Please create your proposal document with a project title, and the section headings noted below. We provide a template Word document for those that want to use it:

Section 1: PI and co-PI Information

1a. Principal Investigator (PI) Information

  • Last Name, First Name, Title (Dr., Mr., Ms., etc.)
  • Institution
  • Street address
  • Email address

1b. Co-Principal Investigator (co-PI) Information

For each co-investigator:

  • Last name, first name, title (Dr., Mr., Ms., etc.)
  • Institution
  • Street address
  • Email address

Section 2: Project Summary

2a. Executive Summary

Write an executive summary that accurately describes your proposed research and the high-impact scientific advances you will achieve with access to early resources at the ALCF. (1/2 page)

2b. Benefit to Community

Write a description of the benefit your project will provide to the science and HPC community. (1/2 page)

2c. Impact Statement

Provide a two-sentence project summary that can be used to describe the impact of your project to the public (50 words maximum).

2d. Science Summary

Write a description of the science problem you would like to address in the early 2019 time frame. Include research that will need to be completed in the next two years to lead up to this work (1 page)

2e. Application Summary

2e.i. Application Requirements

Write a list of your application requirements, including languages, libraries, and current parallel method (MPI, OpenMP, etc.) (1 page).

2e.ii. Application Description

Write a description of the current application, including methods, parallelization, I/O, etc. (1 page).

2e.iii.
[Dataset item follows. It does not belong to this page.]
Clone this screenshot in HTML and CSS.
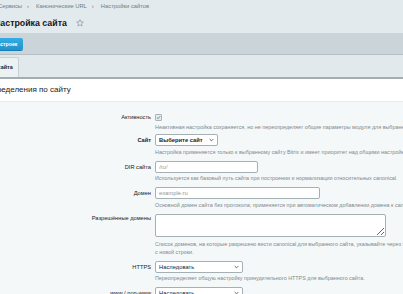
FILE: index.html
```html
<!DOCTYPE html>
<html lang="ru">
<head>
    <meta charset="UTF-8">
    <title>Настройка сайта</title>
    <link rel="stylesheet" href="styles.css">
</head>
<body>
    <div class="top">
        <div class="crumbs">
            <span>Сервисы</span><span class="sep">›</span>
            <span>Канонические URL</span><span class="sep">›</span>
            <span>Настройки сайтов</span>
        </div>
        <h1 class="title">
            <span>Настройка сайта</span>
            <svg class="star" viewBox="0 0 10 10" width="8" height="8"><path d="M5 0.8 L6.2 3.6 L9.2 3.8 L6.9 5.8 L7.6 8.8 L5 7.2 L2.4 8.8 L3.1 5.8 L0.8 3.8 L3.8 3.6 Z" fill="none" stroke="#8a969b" stroke-width="0.9"/></svg>
        </h1>
    </div>

    <div class="toolbar">
        <a class="btn">Список настроек</a>
    </div>

    <div class="tabs">
        <div class="tab">Настройка сайта</div>
    </div>

    <div class="section-head">Переопределения по сайту</div>

    <div class="form">
        <div class="row row-check">
            <div class="lbl">Активность</div>
            <div class="field">
                <span class="checkbox">
                    <svg viewBox="0 0 8 8" width="7" height="7"><path d="M1.5 4.2 L3.3 5.9 L6.6 2" fill="none" stroke="#3f4a4f" stroke-width="1"/></svg>
                </span>
                <div class="hint">Неактивная настройка сохраняется, но не переопределяет общие параметры модуля для выбранного сайта.</div>
            </div>
        </div>

        <div class="row">
            <div class="lbl bold">Сайт</div>
            <div class="field">
                <div class="select w-site bold"><span>Выберите сайт</span><svg class="caret" viewBox="0 0 6 4" width="5" height="4"><path d="M0.8 0.8 L3 3 L5.2 0.8" fill="none" stroke="#333" stroke-width="0.9"/></svg></div>
                <div class="hint">Настройка применяется только к выбранному сайту Bitrix и имеет приоритет над общими настройками модуля.</div>
            </div>
        </div>

        <div class="row">
            <div class="lbl">DIR сайта</div>
            <div class="field">
                <input class="input w-dir italic" placeholder="/ru/">
                <div class="hint">Используется как базовый путь сайта при построении и нормализации относительных canonical.</div>
            </div>
        </div>

        <div class="row">
            <div class="lbl">Домен</div>
            <div class="field">
                <input class="input w-domain" placeholder="example.ru">
                <div class="hint">Основной домен сайта без протокола; применяется при автоматическом добавлении домена к canonical.</div>
            </div>
        </div>

        <div class="row">
            <div class="lbl lbl-top">Разрешённые домены</div>
            <div class="field">
                <textarea class="area"></textarea>
                <div class="hint hint-area">Список доменов, на которые разрешено вести canonical для выбранного сайта, указывайте через запятую или<br>с новой строки.</div>
            </div>
        </div>

        <div class="row">
            <div class="lbl">HTTPS</div>
            <div class="field">
                <div class="select w-mode"><span>Наследовать</span><svg class="caret" viewBox="0 0 6 4" width="5" height="4"><path d="M0.8 0.8 L3 3 L5.2 0.8" fill="none" stroke="#333" stroke-width="0.9"/></svg></div>
                <div class="hint">Переопределяет общую настройку принудительного HTTPS для выбранного сайта.</div>
            </div>
        </div>

        <div class="row">
            <div class="lbl">www / non-www</div>
            <div class="field">
                <div class="select w-mode"><span>Наследовать</span><svg class="caret" viewBox="0 0 6 4" width="5" height="4"><path d="M0.8 0.8 L3 3 L5.2 0.8" fill="none" stroke="#333" stroke-width="0.9"/></svg></div>
            </div>
        </div>
    </div>
</body>
</html>
```

FILE: styles.css
```css
body {
    margin: 0;
    font-family: "Liberation Sans", Arial, sans-serif;
    background: #f5f8f8;
    color: #1e1e1e;
    overflow: hidden;
}
.top {
    background: #e3eaed;
    height: 33px;
    padding-top: 3px;
    box-sizing: border-box;
}
.crumbs {
    display: flex;
    align-items: center;
    margin-left: -2px;
    font-size: 5.8px;
    line-height: 7px;
    color: #6f7c82;
    white-space: nowrap;
}
.crumbs .sep {
    padding: 0 7px 0 5px;
    font-size: 6px;
}
.title {
    display: flex;
    align-items: center;
    gap: 9px;
    margin: 7px 0 0 -6px;
    font-size: 8.8px;
    line-height: 12px;
    font-weight: bold;
    color: #161616;
    white-space: nowrap;
}
.toolbar {
    height: 21px;
    background: #cbd4d8;
    border-bottom: 1px solid #b3bec2;
    display: flex;
    align-items: center;
}
.btn {
    display: block;
    margin-left: -32px;
    height: 12px;
    line-height: 12px;
    padding: 0 6px;
    border-radius: 2px;
    background: linear-gradient(#34ade4, #1f92cd);
    color: #fff;
    font-size: 5.2px;
    font-weight: bold;
    white-space: nowrap;
    box-shadow: 0 1px 0 #1a7eb2;
}
.tabs {
    height: 22px;
    background: #e1e9ec;
    border-bottom: 2px solid #a3aeb2;
    display: flex;
    align-items: flex-end;
}
.tab {
    margin-left: -38px;
    height: 19px;
    line-height: 19px;
    padding: 0 5px;
    background: #ecf1f2;
    border: 1px solid #c7d0d3;
    border-bottom: none;
    border-radius: 2px 2px 0 0;
    font-size: 5.4px;
    font-weight: bold;
    color: #222;
    white-space: nowrap;
}
.section-head {
    height: 22px;
    line-height: 22px;
    background: #fff;
    border-bottom: 1px solid #e6ebec;
    margin-left: -31px;
    font-size: 8px;
    color: #222;
    white-space: nowrap;
}
.form {
    padding-top: 12px;
}
.row {
    display: flex;
    margin-bottom: 4.5px;
}
.row-check {
    margin-bottom: 3px;
}
.lbl {
    width: 152px;
    flex-shrink: 0;
    box-sizing: border-box;
    padding-right: 1px;
    text-align: right;
    font-size: 5.7px;
    line-height: 12px;
    color: #222;
    white-space: nowrap;
}
.row-check .lbl {
    line-height: 7px;
}
.lbl-top {
    line-height: 9px;
}
.bold {
    font-weight: bold;
}
.field {
    flex: 1;
    min-width: 0;
    padding-left: 3px;
}
.hint {
    margin-top: 2.5px;
    font-size: 5.4px;
    line-height: 7.5px;
    color: #7d898e;
    white-space: nowrap;
}
.hint-area {
    margin-top: 4.5px;
}
.checkbox {
    display: flex;
    align-items: center;
    justify-content: center;
    width: 7px;
    height: 7px;
    box-sizing: border-box;
    border: 1px solid #a9b4b8;
    border-radius: 1px;
    background: #e6ecee;
}
.select,
.input {
    display: flex;
    align-items: center;
    justify-content: space-between;
    height: 12px;
    box-sizing: border-box;
    padding: 0 3px;
    border: 1px solid #a5b0b4;
    border-radius: 2px;
    background: #fff;
    font-family: inherit;
    font-size: 5.8px;
    color: #222;
    margin: 0;
}
.input::placeholder {
    color: #8d979b;
}
.italic::placeholder {
    font-style: italic;
}
.w-site {
    width: 63px;
}
.w-dir {
    width: 103px;
}
.w-domain {
    width: 165px;
}
.w-mode {
    width: 88px;
}
.area {
    display: block;
    width: 231px;
    height: 23px;
    box-sizing: border-box;
    margin: 0;
    border: 1px solid #a5b0b4;
    border-radius: 2px;
    background: #fff;
}
```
Application Development Needed

Write a description of the code and/or algorithmic development you believe will be necessary to exploit an increase in parallelism per-node and an increase in overall levels of parallelism. Include work that will be needed in MPI parallelism. Consider here how you might use the memory hierarchy on the KNH nodes—the at least 16 GB of high-bandwidth on-package memory (HBM) and some combination of off-package DRAM and NVM (nonvolatile memory). There's a presentation from Intel that discusses the three modes of using the high-bandwidth memory on Knights Landing CPUs cache for DRAM, flat, or hybrid), which you can use as a guide for Knights Hill. Memory bandwidth bound applications with good strong scaling may consider running entirely from the HBM. The simplest and possibly best approach for some codes might be using the entire HBM automatically as a cache for off-package memory. (1 page).
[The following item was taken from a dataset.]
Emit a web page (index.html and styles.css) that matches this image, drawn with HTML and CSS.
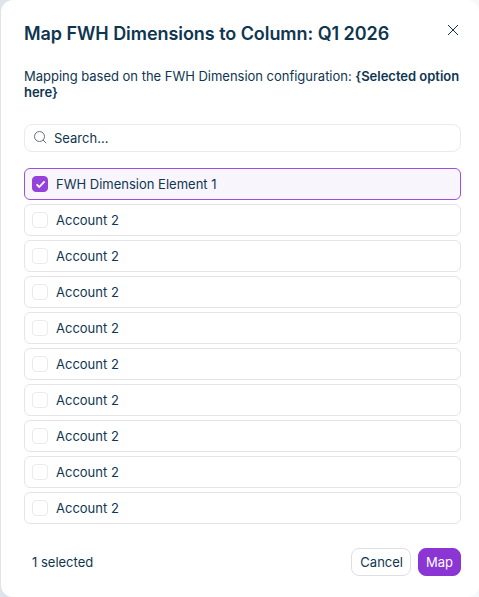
FILE: index.html
```html
<!DOCTYPE html>
<html lang="en">
<head>
<meta charset="utf-8">
<title>Map FWH Dimensions</title>
<link rel="stylesheet" href="styles.css">
</head>
<body>
<main class="modal">
  <header class="head">
    <h1 class="title">Map FWH Dimensions to Column: Q1 2026</h1>
    <button class="close" aria-label="Close">
      <svg width="12" height="12" viewBox="0 0 12 12"><path d="M1 1l10 10M11 1L1 11" fill="none" stroke="#0f3650" stroke-width="1"/></svg>
    </button>
  </header>
  <p class="desc">Mapping based on the FWH Dimension configuration: <strong>{Selected option here}</strong></p>
  <div class="search">
    <svg width="16" height="16" viewBox="0 0 16 16"><circle cx="6.5" cy="6.5" r="5" fill="none" stroke="#5b7385" stroke-width="1"/><path d="M10 10l3.2 3.2" fill="none" stroke="#5b7385" stroke-width="1"/></svg>
    <span>Search...</span>
  </div>
  <ul class="list">
    <li class="row selected"><span class="check"><svg width="12" height="12" viewBox="0 0 12 12"><path d="M2.6 6.4l2.6 2.6 5.4-5.6" fill="none" stroke="#fff" stroke-width="1.8"/></svg></span>FWH Dimension Element 1</li>
    <li class="row"><span class="check"></span>Account 2</li>
    <li class="row"><span class="check"></span>Account 2</li>
    <li class="row"><span class="check"></span>Account 2</li>
    <li class="row"><span class="check"></span>Account 2</li>
    <li class="row"><span class="check"></span>Account 2</li>
    <li class="row"><span class="check"></span>Account 2</li>
    <li class="row"><span class="check"></span>Account 2</li>
    <li class="row"><span class="check"></span>Account 2</li>
    <li class="row"><span class="check"></span>Account 2</li>
  </ul>
  <footer class="foot">
    <span class="count">1 selected</span>
    <div class="actions">
      <button class="btn ghost">Cancel</button>
      <button class="btn primary">Map</button>
    </div>
  </footer>
</main>
</body>
</html>
```
FILE: styles.css
```css
* { box-sizing: border-box; }
html, body { margin: 0; height: 100%; }
body {
  background: linear-gradient(90deg, #dfe4ec 0, #dfe4ec 50%, #f7f8fa 100%);
  font-family: Inter, "Liberation Sans", sans-serif;
  color: #0f3650;
  overflow: hidden;
}
.modal {
  width: 478px;
  height: 597px;
  margin-left: 1px;
  padding: 24px 18px 21px 23px;
  background: #fff;
  border-radius: 12px;
  display: flex;
  flex-direction: column;
}
.head { display: flex; justify-content: space-between; align-items: flex-start; height: 20px; }
.title { margin: 0; font-size: 18px; line-height: 20px; font-weight: 600; letter-spacing: -0.055px; }
.close {
  margin: 0 2px 0 0;
  padding: 0;
  border: 0;
  background: none;
  width: 12px;
  height: 12px;
  display: flex;
  align-items: center;
  justify-content: center;
}
.desc { margin: 24px 0 0; font-size: 13px; line-height: 16px; letter-spacing: -0.02px; }
.desc strong { font-weight: 600; }
.search {
  margin-top: 24px;
  height: 28px;
  border: 1px solid #e9ebef;
  border-radius: 8px;
  display: flex;
  align-items: center;
  gap: 5px;
  padding: 0 8px;
  font-size: 13px;
}
.list { list-style: none; margin: 16px 0 0; padding: 0; display: flex; flex-direction: column; gap: 4px; }
.row {
  height: 32px;
  border: 1px solid #e3e5e9;
  border-radius: 6px;
  display: flex;
  align-items: center;
  gap: 8px;
  padding: 0 7px;
  font-size: 13px;
}
.row.selected { border-color: #9b51e0; background: #f8f5fd; }
.check {
  width: 16px;
  height: 16px;
  border: 1px solid #e9ebef;
  border-radius: 4px;
  background: #fff;
  display: flex;
  align-items: center;
  justify-content: center;
}
.selected .check { background: #9442da; border-color: #9442da; }
.foot { margin-top: auto; display: flex; justify-content: space-between; align-items: center; }
.count { font-size: 13px; margin-left: 8px; }
.actions { display: flex; gap: 7px; }
.btn {
  height: 28px;
  border-radius: 8px;
  font-family: inherit;
  font-size: 13px;
  padding: 0 7px;
}
.ghost { background: #fff; border: 1px solid #dcdfe6; color: #0f3650; padding: 0 7px 0 8px; }
.primary { background: #8a35d4; border: 1px solid #8a35d4; color: #fff; }
```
Section 3: Estimate of Resources Requested

If you haven't already, you should look at the slide presentation "ALCF-3 Early Science Program", which has some relevant machine performance information. You'll be making two CPU resource requests.

The first request is for development time on our current machines, which should be a modest request of on the order of one or a few million core­hours at most. This is development work that does not depend strongly on having the new hardware: implementing new algorithms, adding new physics modules, introducing or scaling up of threads, etc.

The second request is for Early Science period time on our next­generation machine, Aurora. This is a large request, for the CPU time you'll need to run your proposed science problem. The total amount of Aurora CPU time available for Early Science is on the order of 6.5 billion KNH core hours, and there will be only 10 projects awarded; use this to check whether your Aurora time request is in the right ballpark. If you have an estimate of how many current­generation BG/Q core hours your science runs would consume, one reasonable conversion factor to use is the estimate derived from numbers in the  aforementioned slides: Aurora applications can expect an 18x performance increase on the full machine relative to the full BG/Q machine Mira (based on ratio of peak speeds of 180 PFLOPS and 10 PFLOPS). Since BG/Q has 16 cores per node, and KNH may have many more cores per node, you'll need to keep that factor in mind in expressing your time estimates in Aurora core hours. (There is no disclosed estimate for KNH core count; use 60 cores for your proposal core-hour estimates.) However you make your estimates, please explain your estimation method; the "brief schedule" documents from your proposal are a good place to do this explanation.

Express your CPU time requests in millions of core hours (BG/Q and/or Theta (KNL) core hours for the first request and KNH core hours for the second request.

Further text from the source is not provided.